Air Force Academy head football coach Fisher DeBerry, expressing frustration after a recent 48-10 loss to Texas Christian University, attributed the loss in part to TCU’s having more “Afro-American” players who “can run very, very well.”
DeBerry, in his 22nd year at the academy, mentioned the team’s lack of minority players during an interview with The Gazette of Colorado Springs two days after the loss. He said Air Force needed to recruit faster players. “We were looking at things, like you don’t see many minority athletes in our program,” DeBerry told the paper.
The next day, during a question-and-answer session at his weekly luncheon, the coach didn’t hesitate to elaborate.
“It just seems to be that way, that Afro-American kids can run very, very well. That doesn’t mean that Caucasian kids and other descents can’t run, but it’s very obvious to me they run extremely well,” DeBerry said.
Days after the comments, DeBerry was reprimanded by Lt. Gen. John F. Regni, superintendent of the academy, but was not fired.
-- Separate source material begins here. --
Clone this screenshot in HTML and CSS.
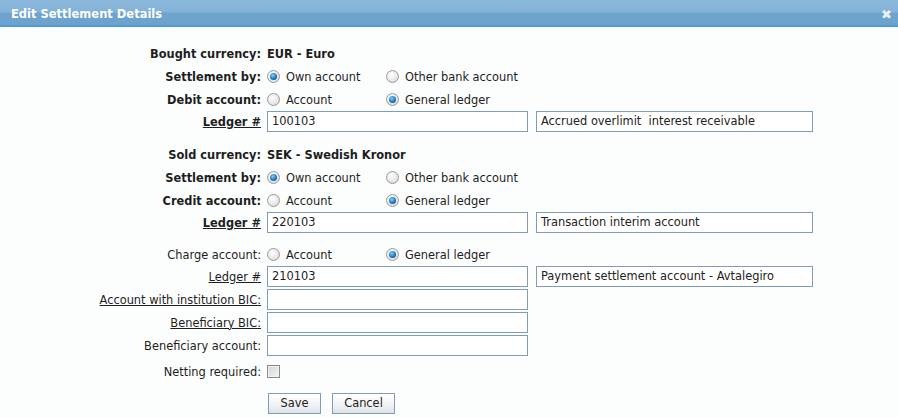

DeBerry, 67, is the winningest coach in service academy history with an overall record of 161-94-1. This season, though, the Falcons are struggling. DeBerry is facing the prospect of consecutive losing seasons for the first time since becoming coach in 1984.
DeBerry found himself at the center of a controversy last year, too. The coach was instructed to remove a banner in the locker room that read in part “I am a member of Team Jesus Christ” a day after the academy’s superintendent announced the school would do more to fight religious intolerance on campus. The coach has also dropped his traditional pre- and post-game prayers.
Claims that chaplains, some academy leaders and higher ranking cadets imposed their conservative Christian beliefs on others prompted an investigation by the Air Force, which concluded there was no overt religious discrimination at the school but found some cases of insensitivity.
The Air Force issued new guidelines on religion in August, but an academy graduate filed a federal lawsuit alleging that the school’s leaders fostered an environment of intolerance. The religious controversy followed on the heels of a sexual assault scandal that shook the academy two years ago. The Air Force replaced the academy’s top commanders and put new policies in place after female cadets said commanders punished them for reporting assaults.